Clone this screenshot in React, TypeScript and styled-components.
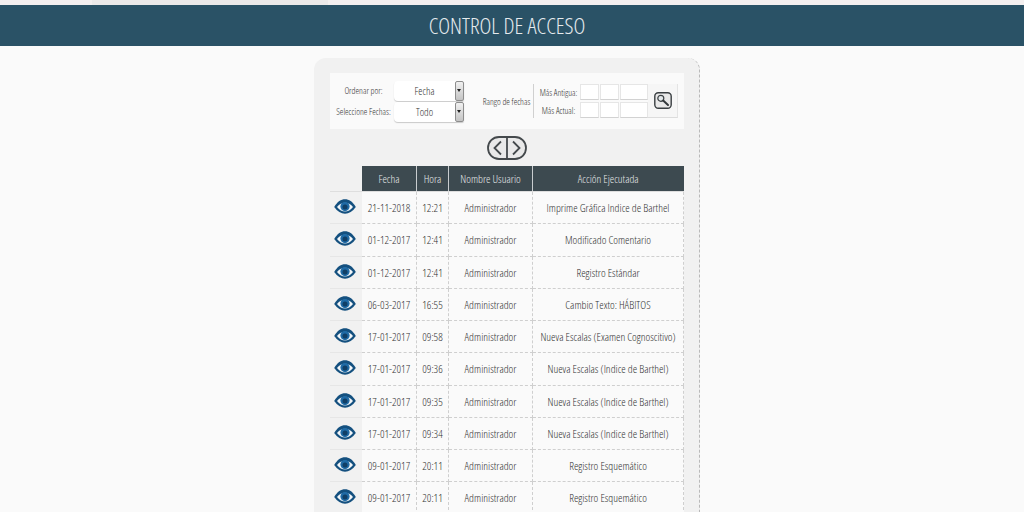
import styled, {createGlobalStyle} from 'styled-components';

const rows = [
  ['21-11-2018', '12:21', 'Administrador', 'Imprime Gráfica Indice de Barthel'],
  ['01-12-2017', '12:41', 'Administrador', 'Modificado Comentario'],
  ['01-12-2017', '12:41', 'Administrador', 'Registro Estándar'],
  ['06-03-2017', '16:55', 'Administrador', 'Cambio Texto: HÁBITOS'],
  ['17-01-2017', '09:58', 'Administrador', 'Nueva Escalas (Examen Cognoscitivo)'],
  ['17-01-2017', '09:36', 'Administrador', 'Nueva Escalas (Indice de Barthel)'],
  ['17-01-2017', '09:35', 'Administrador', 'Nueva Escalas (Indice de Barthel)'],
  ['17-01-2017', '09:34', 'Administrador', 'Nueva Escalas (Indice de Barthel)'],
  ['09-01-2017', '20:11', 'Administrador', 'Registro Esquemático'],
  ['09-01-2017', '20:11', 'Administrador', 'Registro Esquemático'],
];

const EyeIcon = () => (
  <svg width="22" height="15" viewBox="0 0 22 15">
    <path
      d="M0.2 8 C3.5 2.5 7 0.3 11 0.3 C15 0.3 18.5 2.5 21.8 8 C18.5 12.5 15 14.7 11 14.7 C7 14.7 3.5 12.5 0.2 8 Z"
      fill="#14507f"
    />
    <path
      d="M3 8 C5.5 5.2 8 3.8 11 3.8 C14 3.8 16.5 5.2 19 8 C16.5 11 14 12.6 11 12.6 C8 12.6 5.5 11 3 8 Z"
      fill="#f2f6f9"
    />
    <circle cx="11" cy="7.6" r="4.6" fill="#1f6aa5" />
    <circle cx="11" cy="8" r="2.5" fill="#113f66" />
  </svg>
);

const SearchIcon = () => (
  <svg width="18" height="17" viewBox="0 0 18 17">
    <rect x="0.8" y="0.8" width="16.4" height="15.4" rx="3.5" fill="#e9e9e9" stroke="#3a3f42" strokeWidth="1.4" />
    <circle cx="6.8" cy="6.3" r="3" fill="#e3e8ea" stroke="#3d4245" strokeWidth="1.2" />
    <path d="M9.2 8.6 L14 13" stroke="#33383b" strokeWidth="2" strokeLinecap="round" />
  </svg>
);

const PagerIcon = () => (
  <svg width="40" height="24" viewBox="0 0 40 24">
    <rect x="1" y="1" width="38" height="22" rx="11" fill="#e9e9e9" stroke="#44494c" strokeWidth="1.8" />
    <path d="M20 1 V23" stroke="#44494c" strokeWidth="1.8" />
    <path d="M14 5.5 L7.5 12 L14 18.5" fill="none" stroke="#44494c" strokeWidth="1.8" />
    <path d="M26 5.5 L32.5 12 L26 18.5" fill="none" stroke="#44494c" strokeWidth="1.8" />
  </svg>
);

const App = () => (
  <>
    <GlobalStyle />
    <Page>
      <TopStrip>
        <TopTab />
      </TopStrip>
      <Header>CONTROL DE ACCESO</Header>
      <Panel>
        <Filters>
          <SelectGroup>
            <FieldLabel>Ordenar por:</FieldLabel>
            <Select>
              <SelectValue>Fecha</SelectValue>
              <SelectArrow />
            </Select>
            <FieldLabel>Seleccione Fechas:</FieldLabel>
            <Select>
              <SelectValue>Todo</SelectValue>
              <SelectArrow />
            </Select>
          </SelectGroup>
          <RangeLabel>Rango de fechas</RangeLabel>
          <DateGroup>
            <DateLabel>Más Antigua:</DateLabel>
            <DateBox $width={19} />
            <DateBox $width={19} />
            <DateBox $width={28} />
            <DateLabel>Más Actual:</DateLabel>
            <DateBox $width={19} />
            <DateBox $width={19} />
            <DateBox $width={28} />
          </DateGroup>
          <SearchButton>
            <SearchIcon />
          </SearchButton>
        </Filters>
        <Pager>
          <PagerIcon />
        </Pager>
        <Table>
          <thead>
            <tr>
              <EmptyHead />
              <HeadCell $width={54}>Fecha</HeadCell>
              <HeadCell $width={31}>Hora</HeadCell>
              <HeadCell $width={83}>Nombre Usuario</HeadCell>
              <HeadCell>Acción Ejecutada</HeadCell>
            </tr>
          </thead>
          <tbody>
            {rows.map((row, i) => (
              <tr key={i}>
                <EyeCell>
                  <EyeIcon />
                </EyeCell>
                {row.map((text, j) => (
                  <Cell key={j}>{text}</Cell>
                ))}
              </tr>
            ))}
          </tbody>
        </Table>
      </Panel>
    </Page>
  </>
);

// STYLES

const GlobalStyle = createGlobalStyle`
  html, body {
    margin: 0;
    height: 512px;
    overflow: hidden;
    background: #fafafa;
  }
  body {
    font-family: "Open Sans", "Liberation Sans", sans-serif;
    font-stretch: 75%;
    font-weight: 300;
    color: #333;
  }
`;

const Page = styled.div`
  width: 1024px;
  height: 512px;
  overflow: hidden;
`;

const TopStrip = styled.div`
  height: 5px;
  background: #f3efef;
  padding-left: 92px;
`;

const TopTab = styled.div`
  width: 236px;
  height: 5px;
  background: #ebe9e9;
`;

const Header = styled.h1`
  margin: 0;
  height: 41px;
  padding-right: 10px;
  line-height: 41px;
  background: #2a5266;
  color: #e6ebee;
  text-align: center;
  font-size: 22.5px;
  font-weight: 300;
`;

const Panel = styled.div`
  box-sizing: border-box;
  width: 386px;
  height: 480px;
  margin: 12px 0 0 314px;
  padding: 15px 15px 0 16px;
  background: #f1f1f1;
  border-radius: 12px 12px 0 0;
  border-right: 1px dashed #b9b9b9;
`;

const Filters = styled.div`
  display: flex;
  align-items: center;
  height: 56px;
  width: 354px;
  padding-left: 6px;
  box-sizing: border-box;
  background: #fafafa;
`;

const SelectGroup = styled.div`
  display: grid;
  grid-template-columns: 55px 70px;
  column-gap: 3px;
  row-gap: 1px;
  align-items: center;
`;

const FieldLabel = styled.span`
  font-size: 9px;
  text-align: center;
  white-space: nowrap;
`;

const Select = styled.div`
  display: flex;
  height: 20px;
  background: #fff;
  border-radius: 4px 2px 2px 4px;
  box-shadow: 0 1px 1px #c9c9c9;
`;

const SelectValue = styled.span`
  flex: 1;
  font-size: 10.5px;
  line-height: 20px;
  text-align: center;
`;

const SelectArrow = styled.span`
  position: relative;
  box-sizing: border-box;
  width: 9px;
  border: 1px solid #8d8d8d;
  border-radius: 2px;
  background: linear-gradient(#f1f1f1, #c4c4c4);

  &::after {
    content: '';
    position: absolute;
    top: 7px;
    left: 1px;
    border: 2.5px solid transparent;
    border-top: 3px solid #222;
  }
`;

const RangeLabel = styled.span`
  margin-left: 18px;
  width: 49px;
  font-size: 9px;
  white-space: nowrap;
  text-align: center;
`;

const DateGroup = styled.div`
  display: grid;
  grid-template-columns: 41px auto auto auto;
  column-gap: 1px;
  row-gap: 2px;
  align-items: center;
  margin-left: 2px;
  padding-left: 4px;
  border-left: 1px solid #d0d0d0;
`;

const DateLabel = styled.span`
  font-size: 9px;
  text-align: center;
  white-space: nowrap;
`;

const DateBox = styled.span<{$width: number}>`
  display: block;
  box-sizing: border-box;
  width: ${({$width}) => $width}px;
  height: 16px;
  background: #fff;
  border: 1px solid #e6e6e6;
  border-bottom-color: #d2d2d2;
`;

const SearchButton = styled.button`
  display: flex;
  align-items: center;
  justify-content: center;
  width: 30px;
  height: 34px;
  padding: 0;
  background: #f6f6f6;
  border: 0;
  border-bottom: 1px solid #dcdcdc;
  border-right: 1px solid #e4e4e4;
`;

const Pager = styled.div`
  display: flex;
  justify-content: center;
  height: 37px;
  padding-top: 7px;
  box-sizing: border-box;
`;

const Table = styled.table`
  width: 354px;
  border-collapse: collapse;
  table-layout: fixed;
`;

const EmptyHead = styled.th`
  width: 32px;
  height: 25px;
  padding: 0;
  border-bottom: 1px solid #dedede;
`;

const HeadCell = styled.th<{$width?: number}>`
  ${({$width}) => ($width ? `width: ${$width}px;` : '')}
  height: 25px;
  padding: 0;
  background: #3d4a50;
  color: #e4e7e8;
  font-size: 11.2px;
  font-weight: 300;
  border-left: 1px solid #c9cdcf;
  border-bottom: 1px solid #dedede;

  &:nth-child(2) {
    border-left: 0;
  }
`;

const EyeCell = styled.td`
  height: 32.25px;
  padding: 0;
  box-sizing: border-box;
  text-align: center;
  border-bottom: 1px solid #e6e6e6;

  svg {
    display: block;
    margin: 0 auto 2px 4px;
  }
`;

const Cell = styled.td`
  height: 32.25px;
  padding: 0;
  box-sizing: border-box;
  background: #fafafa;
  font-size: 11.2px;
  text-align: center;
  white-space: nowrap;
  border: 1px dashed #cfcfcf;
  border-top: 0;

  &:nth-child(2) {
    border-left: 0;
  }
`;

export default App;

Task requirements: Scan the data for the word "components" and copy every line where it shows up.

Written response:
Clone this screenshot in React, TypeScript and styled-components.
import styled, {createGlobalStyle} from 'styled-components';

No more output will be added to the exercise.